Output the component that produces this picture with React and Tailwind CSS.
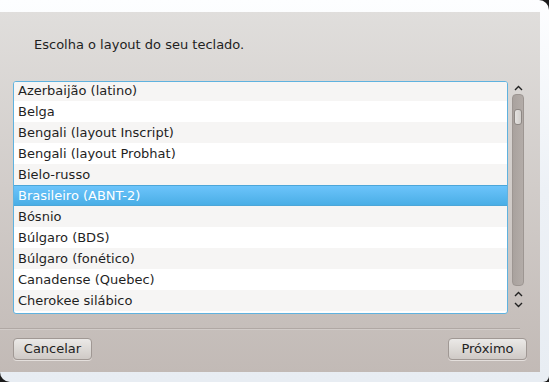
const layouts = [
  "Azerbaijão (latino)",
  "Belga",
  "Bengali (layout Inscript)",
  "Bengali (layout Probhat)",
  "Bielo-russo",
  "Brasileiro (ABNT-2)",
  "Bósnio",
  "Búlgaro (BDS)",
  "Búlgaro (fonético)",
  "Canadense (Quebec)",
  "Cherokee silábico",
];

function Arrow({ down }) {
  return (
    <svg width="9" height="6" viewBox="0 0 9 6" className="block">
      <path
        d={down ? "M1 1 L4.5 4.5 L8 1" : "M1 5 L4.5 1.5 L8 5"}
        fill="none"
        stroke="#222"
        strokeWidth="1.4"
      />
    </svg>
  );
}

export default function App() {
  const selected = "Brasileiro (ABNT-2)";

  return (
    <div
      className="w-[549px] h-[382px] bg-[#1c1c1c] overflow-hidden"
      style={{ fontFamily: '"DejaVu Sans", sans-serif' }}
    >
      <div className="w-full h-full rounded-tr-[10px] rounded-br-[6px] rounded-bl-[10px] bg-gradient-to-b from-[#fdfeff] via-[#edf1f6] to-[#e8edf3] pt-[12px] pr-[9px] pb-[10px]">
        <div className="w-full h-full bg-gradient-to-b from-[#e0dedc] to-[#c2bab6] flex flex-col text-[13px] text-[#1f1f1f]">
          <div className="pl-[34px] pt-[25px] h-[69px] leading-[16px]">Escolha o layout do seu teclado.</div>

          <div className="flex pl-[13px] pr-[14px]">
            <div className="w-[497px] h-[233px] border border-[#5fb2df] rounded-[3px] bg-white overflow-hidden">
              <div className="-mt-[2px]">
                {layouts.map((name, i) =>
                  name === selected ? (
                    <div
                      key={name}
                      className="h-[21px] leading-[19px] pl-[4px] text-white border-y border-[#4ca6d8] bg-gradient-to-b from-[#6cc4fb] to-[#49aee6]"
                    >
                      {name}
                    </div>
                  ) : (
                    <div
                      key={name}
                      className={`h-[21px] leading-[21px] pl-[4px] ${i % 2 === 0 ? "bg-[#f6f5f4]" : "bg-white"}`}
                    >
                      {name}
                    </div>
                  )
                )}
              </div>
            </div>

            <div className="w-[16px] ml-[2px] flex flex-col items-center pt-[4px]">
              <Arrow />
              <div className="mt-[3px] w-[12px] h-[192px] rounded-[4px] bg-gradient-to-r from-[#a9a29e] to-[#b3aca8] border border-[#9d9692] pt-[14px] px-[1px]">
                <div className="h-[16px] rounded-[3px] bg-gradient-to-r from-[#e4e2e0] to-[#d2cfcc] border border-[#8e8884]" />
              </div>
              <div className="mt-[5px]">
                <Arrow />
              </div>
              <div className="mt-[5px]">
                <Arrow down />
              </div>
            </div>
          </div>

          <div className="mt-[14px] h-px bg-[#b0a8a4] mr-[20px]" />
          <div className="h-px bg-[#d2ccc9] mr-[20px]" />

          <div className="flex justify-between pl-[13px] pr-[13px] mt-[8px]">
            <button className="w-[79px] h-[22px] rounded-[4px] border border-[#a09894] bg-gradient-to-b from-[#ebe9e7] to-[#cfcac6] text-[13px] text-[#222] leading-[20px] shadow-[0_1px_0_#e4dfdc]">
              Cancelar
            </button>
            <button className="w-[79px] h-[22px] rounded-[4px] border border-[#a09894] bg-gradient-to-b from-[#ebe9e7] to-[#cfcac6] text-[13px] text-[#222] leading-[20px] shadow-[0_1px_0_#e4dfdc]">
              Próximo
            </button>
          </div>
        </div>
      </div>
    </div>
  );
}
-=-=-
Work to complete – Write out an exact copy of the listing, first line through the line containing "do seu teclado.</div>", with the pictures left out.

Written response –
Output the component that produces this picture with React and Tailwind CSS.
const layouts = [
  "Azerbaijão (latino)",
  "Belga",
  "Bengali (layout Inscript)",
  "Bengali (layout Probhat)",
  "Bielo-russo",
  "Brasileiro (ABNT-2)",
  "Bósnio",
  "Búlgaro (BDS)",
  "Búlgaro (fonético)",
  "Canadense (Quebec)",
  "Cherokee silábico",
];

function Arrow({ down }) {
  return (
    <svg width="9" height="6" viewBox="0 0 9 6" className="block">
      <path
        d={down ? "M1 1 L4.5 4.5 L8 1" : "M1 5 L4.5 1.5 L8 5"}
        fill="none"
        stroke="#222"
        strokeWidth="1.4"
      />
    </svg>
  );
}

export default function App() {
  const selected = "Brasileiro (ABNT-2)";

  return (
    <div
      className="w-[549px] h-[382px] bg-[#1c1c1c] overflow-hidden"
      style={{ fontFamily: '"DejaVu Sans", sans-serif' }}
    >
      <div className="w-full h-full rounded-tr-[10px] rounded-br-[6px] rounded-bl-[10px] bg-gradient-to-b from-[#fdfeff] via-[#edf1f6] to-[#e8edf3] pt-[12px] pr-[9px] pb-[10px]">
        <div className="w-full h-full bg-gradient-to-b from-[#e0dedc] to-[#c2bab6] flex flex-col text-[13px] text-[#1f1f1f]">
          <div className="pl-[34px] pt-[25px] h-[69px] leading-[16px]">Escolha o layout do seu teclado.</div>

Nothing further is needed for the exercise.